Why is the question important?
Why is the question over Jesus’ true identity so important? Why does it matter whether or not Jesus is God?
in his book Mere Christianity C.S. Lewis writes the following:
“I am trying here to prevent anyone from saying the really foolish thing that people often say about Him [Jesus Christ]: ‘I’m ready to accept Jesus as a great moral teacher, but I don’t accept his claim to be God.’ That is the one thing we must not say. A man who was merely a man and said the sort of things Jesus said would not be a great moral teacher. He would either be a lunatic – on a level with a man who says he is a poached egg – or else he would be the Devil of hell. You must make your choice. Either this man was, and is, the Son of God, or else a madman or something worse. You can shut him up for fool, you can spit at him and kill him as a demon; or you can fall at his feet and call him Lord and God. But let us not come up with any patronizing nonsense about his being a great human teacher. He has not left that option open to us. He did not intend to.”
In attempts to explain away the words of Jesus, modern “scholars” claim the “true historical Jesus” did not say many of the things the Bible attributes to him and as we have seen people like Waldemar do – even trying to bolster their claims by relegating Jesus to a borrowed ‘God Mythology’.
But who are we to argue with God’s Word concerning what Jesus did or did not say? How can an art critic, “scholar” or documentary presenter, two thousand years removed from Jesus have better insight into what Jesus did or did not say than those who lived with, served with, and were taught by Jesus himself?
C.S. Lewis argued, believing Jesus to be only a good teacher isn’t an option. Jesus clearly and undeniably claimed to be God. If he is not God, then he is a liar, and so not a prophet, good teacher, or godly man.
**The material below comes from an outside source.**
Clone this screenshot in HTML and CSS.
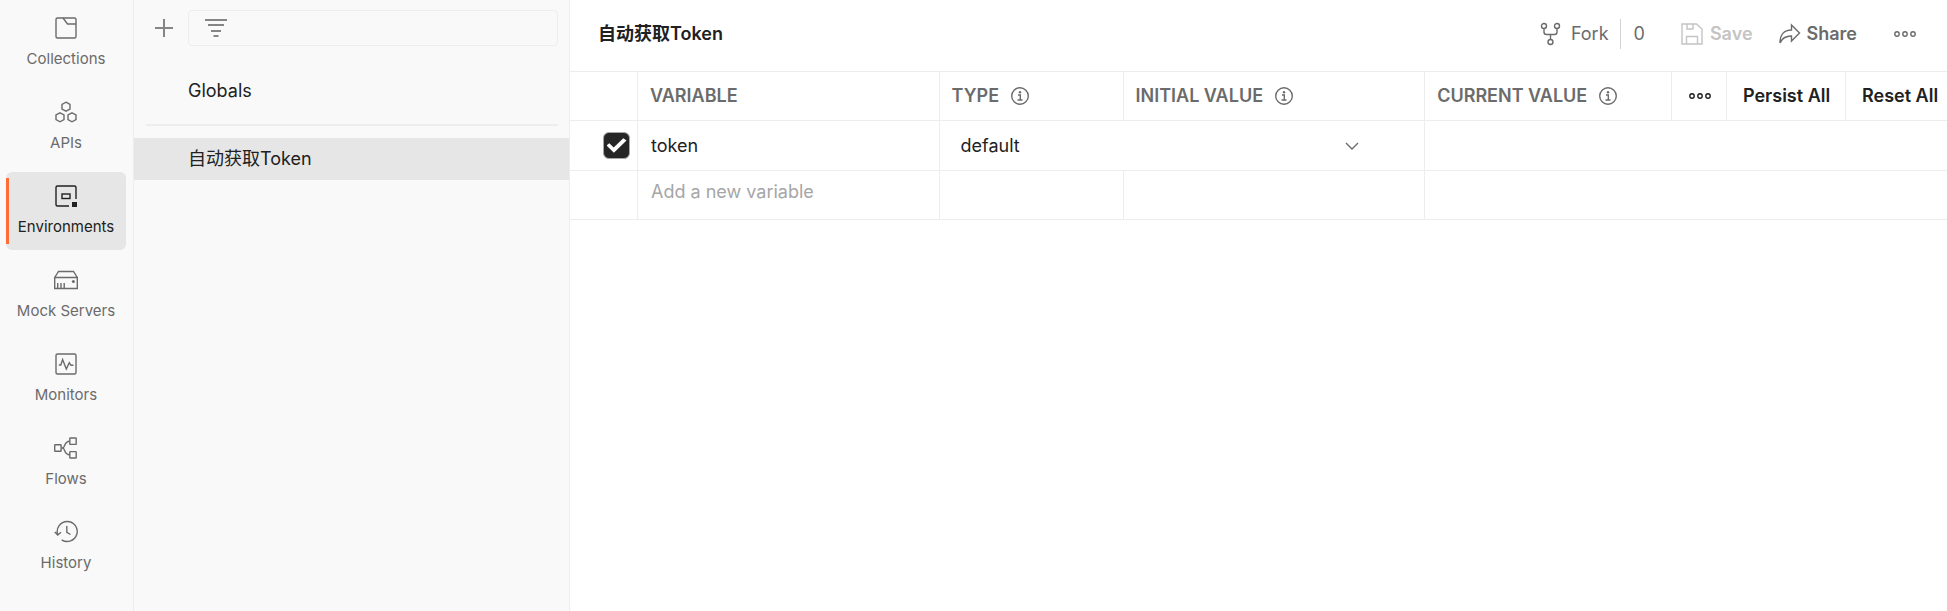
FILE: index.html
```html
<!DOCTYPE html>
<html lang="en">
<head>
  <meta charset="UTF-8" />
  <title>Environments</title>
  <link rel="stylesheet" href="styles.css">
</head>
<body>
  <div class="app">
    <nav class="sidebar">
      <a class="nav-item" href="#">
        <svg class="icon" viewBox="0 0 24 24"><rect x="2" y="2" width="20" height="20" rx="1.5"/><path d="M9 2l4.500 6H22"/></svg>
        <span>Collections</span>
      </a>
      <a class="nav-item" href="#">
        <svg class="icon" viewBox="0 0 24 24"><path d="M12 2.200l4 2.200v4.600l-4 2.200-4-2.200V4.400z"/><path d="M6 12.800l4 2.200v4.600l-4 2.200-4-2.200V15z"/><path d="M18 12.800l4 2.200v4.600l-4 2.200-4-2.200V15z"/></svg>
        <span>APIs</span>
      </a>
      <a class="nav-item active" href="#" aria-current="page">
        <svg class="icon" viewBox="0 0 24 24"><path d="M22 15V3.500A1.500 1.500 0 0 0 20.500 2h-17A1.500 1.500 0 0 0 2 3.500v17A1.500 1.500 0 0 0 3.500 22H15"/><rect x="8" y="10" width="8" height="4.500"/><rect class="solid" x="18" y="18" width="5" height="5"/></svg>
        <span>Environments</span>
      </a>
      <a class="nav-item" href="#">
        <svg class="icon" viewBox="0 0 24 24"><path d="M.7 9.500h22.600v11H.7zM.7 9.500l3.800-6h15l3.800 6M3.700 15v5.500M7 15v5.500M10.200 15v5.500"/><circle class="solid" cx="19.400" cy="13.400" r="1.500"/></svg>
        <span>Mock Servers</span>
      </a>
      <a class="nav-item" href="#">
        <svg class="icon" viewBox="0 0 24 24"><rect x="2" y="2" width="20" height="20" rx="1.500"/><path d="M4.800 13h2l1.800-5.500L12.300 17l3-6.300 1.700 2.600h2.500"/></svg>
        <span>Monitors</span>
      </a>
      <a class="nav-item" href="#">
        <svg class="icon" viewBox="0 0 24 24"><rect x=".7" y="8.800" width="6.400" height="6.400" rx=".5"/><rect x="15.800" y="2" width="6.400" height="6.400" rx=".5"/><rect x="15.800" y="15.600" width="6.400" height="6.400" rx=".5"/><path d="M7 12h1.500c3 0 1-6.800 7.300-6.800M8.500 12c3 0 1 6.800 7.300 6.800"/></svg>
        <span>Flows</span>
      </a>
      <a class="nav-item" href="#">
        <svg class="icon" viewBox="0 0 24 24"><path d="M3.700 14.500a10 10 0 1 1 4 5.300M.8 12l2.900 3 3.300-2.800M12.800 6v6.300l3.700 2.200"/></svg>
        <span>History</span>
      </a>
    </nav>

    <aside class="panel">
      <div class="toolbar">
        <button class="add-btn" aria-label="Add environment">
          <svg class="icon icon-thick" viewBox="0 0 24 24"><path d="M12 3v18M3 12h18"/></svg>
        </button>
        <label class="filter">
          <svg class="icon icon-thick" viewBox="0 0 24 24"><path d="M1 4h22M4 9h16M7 15h10M9.500 20h5"/></svg>
          <input type="text" aria-label="Filter environments" />
        </label>
      </div>
      <a class="env" href="#">Globals</a>
      <hr />
      <a class="env selected" href="#">自动获取Token</a>
    </aside>

    <main class="content">
      <header class="header">
        <h1>自动获取Token</h1>
        <button class="action fork">
          <svg class="icon" viewBox="0 0 24 24"><circle cx="5" cy="4" r="2.500"/><circle cx="18" cy="4" r="2.500"/><circle cx="11.500" cy="20" r="2.500"/><path d="M5 6.500V10q0 2.500 2.500 2.500h8q2.500 0 2.500-2.500V6.500M11.500 12.500v5"/></svg>
          Fork
        </button>
        <button class="action fork-count">0</button>
        <button class="action save" disabled>
          <svg class="icon" viewBox="0 0 24 24"><path d="M2 2h14.500L22 7v15H2zM7 2v5h6V2M6.500 22v-7.500h11V22"/></svg>
          Save
        </button>
        <button class="action share">
          <svg class="icon" viewBox="0 0 24 24"><path d="M14.500 3l8 8-8 8v-5C8.500 14 5 16 3 21 3 13 7 8 14.500 8z"/></svg>
          Share
        </button>
        <button class="action more" aria-label="More actions">
          <svg class="icon" viewBox="0 0 24 24"><circle cx="4" cy="12" r="2.200"/><circle cx="12" cy="12" r="2.200"/><circle cx="20" cy="12" r="2.200"/></svg>
        </button>
      </header>

      <table class="vars">
        <colgroup>
          <col class="col-check" />
          <col class="col-text" />
          <col class="col-type" />
          <col class="col-text" />
          <col />
          <col class="col-more" />
          <col class="col-persist" />
          <col class="col-reset" />
        </colgroup>
        <thead>
          <tr>
            <td></td>
            <th>VARIABLE</th>
            <th>TYPE
              <svg class="icon info" viewBox="0 0 20 20"><circle cx="10" cy="10" r="8.300"/><path d="M8 9h2.300v4.700M7.500 14h5"/><circle class="solid" cx="10" cy="6.200" r="1.200"/></svg>
            </th>
            <th>INITIAL VALUE
              <svg class="icon info" viewBox="0 0 20 20"><circle cx="10" cy="10" r="8.300"/><path d="M8 9h2.300v4.700M7.500 14h5"/><circle class="solid" cx="10" cy="6.200" r="1.200"/></svg>
            </th>
            <th>CURRENT VALUE
              <svg class="icon info" viewBox="0 0 20 20"><circle cx="10" cy="10" r="8.300"/><path d="M8 9h2.300v4.700M7.500 14h5"/><circle class="solid" cx="10" cy="6.200" r="1.200"/></svg>
            </th>
            <td class="cell-btn">
              <button aria-label="Column options">
                <svg class="icon" viewBox="0 0 24 24"><circle cx="4" cy="12" r="2.200"/><circle cx="12" cy="12" r="2.200"/><circle cx="20" cy="12" r="2.200"/></svg>
              </button>
            </td>
            <td class="cell-btn"><button>Persist All</button></td>
            <td class="cell-btn"><button>Reset All</button></td>
          </tr>
        </thead>
        <tbody>
          <tr>
            <td class="cell-check"><input type="checkbox" aria-label="Enable token" checked /></td>
            <td><input class="field" type="text" aria-label="Variable" value="token" /></td>
            <td colspan="2">
              <div class="select">
                <select aria-label="Type">
                  <option>default</option>
                  <option>secret</option>
                </select>
                <svg class="icon" viewBox="0 0 24 24"><path d="M6 9l6 6 6-6"/></svg>
              </div>
            </td>
            <td colspan="4"></td>
          </tr>
          <tr class="new-row">
            <td></td>
            <td><input class="field" type="text" aria-label="New variable" placeholder="Add a new variable" /></td>
            <td></td>
            <td></td>
            <td colspan="4"></td>
          </tr>
        </tbody>
      </table>
    </main>
  </div>
</body>
</html>
```

FILE: styles.css
```css
* {
  box-sizing: border-box;
}

body {
  margin: 0;
  font-family: Inter, "Noto Sans CJK SC", sans-serif;
  font-size: 18px;
  line-height: 24px;
  color: #212121;
  background: #fff;
}

a {
  color: inherit;
  text-decoration: none;
}

button,
input,
select {
  font: inherit;
  color: inherit;
  background: none;
  border: none;
  padding: 0;
}

button {
  cursor: pointer;
}

.app {
  display: flex;
  min-height: 100vh;
}

.icon {
  width: 24px;
  height: 24px;
  flex: none;
  fill: none;
  stroke: currentColor;
  stroke-width: 1.4;
}

.icon .solid {
  fill: currentColor;
  stroke: none;
}

.icon-thick {
  stroke: #858585;
  stroke-width: 2;
}

/* left navigation */
.sidebar {
  width: 134px;
  flex: none;
  display: flex;
  flex-direction: column;
  gap: 6px;
  padding: 4px 7px 4px 6px;
  background: #f9f9f9;
  border-right: 1px solid #ededed;
}

.nav-item {
  display: flex;
  flex-direction: column;
  align-items: center;
  gap: 9px;
  padding: 12px 0 13px;
  font-size: 15px;
  line-height: 20px;
  color: #6b6b6b;
  border-radius: 6px;
}

.nav-item.active {
  color: #212121;
  background: linear-gradient(#ff6c37, #ff6c37) left center / 3px 66px no-repeat #e6e6e6;
}

/* environment list */
.panel {
  width: 436px;
  flex: none;
  background: #f9f9f9;
  border-right: 1px solid #ededed;
}

.toolbar {
  display: flex;
  align-items: center;
  gap: 12px;
  padding: 10px 11px 24px 18px;
}

.add-btn {
  display: flex;
  width: 24px;
}

.filter {
  flex: 1;
  display: flex;
  align-items: center;
  height: 36px;
  padding: 0 15px;
  border: 1px solid #ededed;
  border-radius: 4px;
}

.filter input {
  flex: 1;
  min-width: 0;
  outline: none;
}

.env {
  display: block;
  padding: 6px 54px;
  line-height: 30px;
}

.panel hr {
  height: 2px;
  margin: 12px 11px 12px 12px;
  border: none;
  background: #ededed;
}

.env.selected {
  background: #e6e6e6;
}

/* main area */
.content {
  flex: 1;
  min-width: 0;
}

.header {
  display: flex;
  align-items: center;
  height: 71px;
  padding: 0 30px 3px 28px;
}

.header h1 {
  flex: 1;
  margin: 0;
  font-size: 18px;
  font-weight: 600;
}

.action {
  display: flex;
  align-items: center;
  gap: 8px;
  color: #6b6b6b;
  white-space: nowrap;
}

.fork-count {
  height: 30px;
  margin-left: 11px;
  padding: 0 35px 0 13px;
  border-left: 1px solid #d4d4d4;
}

.save,
.share {
  gap: 6px;
  font-weight: 600;
}

.save {
  color: #c4c4c4;
  cursor: default;
}

.share {
  margin: 0 36px 0 24px;
}

/* variables table */
.vars {
  width: 100%;
  table-layout: fixed;
  border-collapse: separate;
  border-spacing: 0;
  border-top: 1px solid #ededed;
}

.col-check { width: 68px; }
.col-text { width: 21.9%; }
.col-type { width: 184px; }
.col-more { width: 55px; }
.col-persist { width: 119px; }
.col-reset { width: 101px; }

.vars th,
.vars td {
  height: 49px;
  padding: 0 12px;
  text-align: left;
  border-right: 1px solid #ededed;
  border-bottom: 1px solid #ededed;
}

.vars tr > :last-child {
  border-right: none;
}

.vars th {
  font-weight: 600;
  color: #6b6b6b;
  white-space: nowrap;
}

.info {
  width: 20px;
  height: 20px;
  margin-left: 6px;
  vertical-align: -4px;
}

.vars .cell-btn {
  padding: 0 0 0 16px;
}

.cell-btn button {
  display: flex;
  font-weight: 600;
  white-space: nowrap;
}

.vars .cell-check {
  padding: 0 7px 0 0;
}

.cell-check input {
  appearance: none;
  display: grid;
  place-items: center;
  width: 27px;
  height: 27px;
  margin: 0 0 0 auto;
  border: 1px solid #a6a6a6;
  border-radius: 6px;
}

.cell-check input:checked {
  background: #262626;
}

.cell-check input:checked::before {
  content: "";
  width: 20px;
  height: 16px;
  background: #fff;
  clip-path: polygon(0 50%, 14% 36%, 36% 62%, 84% 4%, 100% 18%, 37% 96%);
}

.field {
  display: block;
  width: 100%;
  padding-left: 1px;
  outline: none;
}

.field::placeholder {
  color: #a6a6a6;
  opacity: 1;
}

.select {
  display: grid;
  align-items: center;
  padding: 0 48px 0 9px;
}

.select select,
.select svg {
  grid-area: 1 / 1;
}

.select select {
  appearance: none;
  outline: none;
}

.select svg {
  justify-self: end;
  color: #6b6b6b;
  pointer-events: none;
}

tbody .cell-check,
tbody .cell-check ~ td {
  height: 50px;
}

.vars .new-row td {
  padding-top: 9px;
  vertical-align: top;
}
```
Jesus has to be God because if he is not God, his death would not have been sufficient to pay the penalty for the sins of the whole world. Only God could pay such an infinite penalty, “But God shows his love for us in that while we were still sinners, Christ died for us.” – Romans 5:8
Salvation is available only through faith in Jesus Christ. Jesus’ deity is why he is the only way of salvation. Jesus’ deity is why he proclaimed, “I am the way and the truth and the life. No one comes to the Father except through me” – John 14:6
If Jesus is simply a myth among many myths, and therefore not a prophet, good teacher, godly man, or even real, then we can do whatever we want without having to worry about God judging us. But if he does exist as God then we must recognise that we are responsible to him and in need of forgiveness from him. “For His invisible attributes, namely, His eternal power and divine nature have been clearly perceived, ever since the creation of the world, in the things that have been made. So they are without excuse.” – Romans 1:20
I truly hope and pray that men like Waldemar discover this truth and declare Jesus as Thomas did, My Lord & my God, before they meet him as their Judge.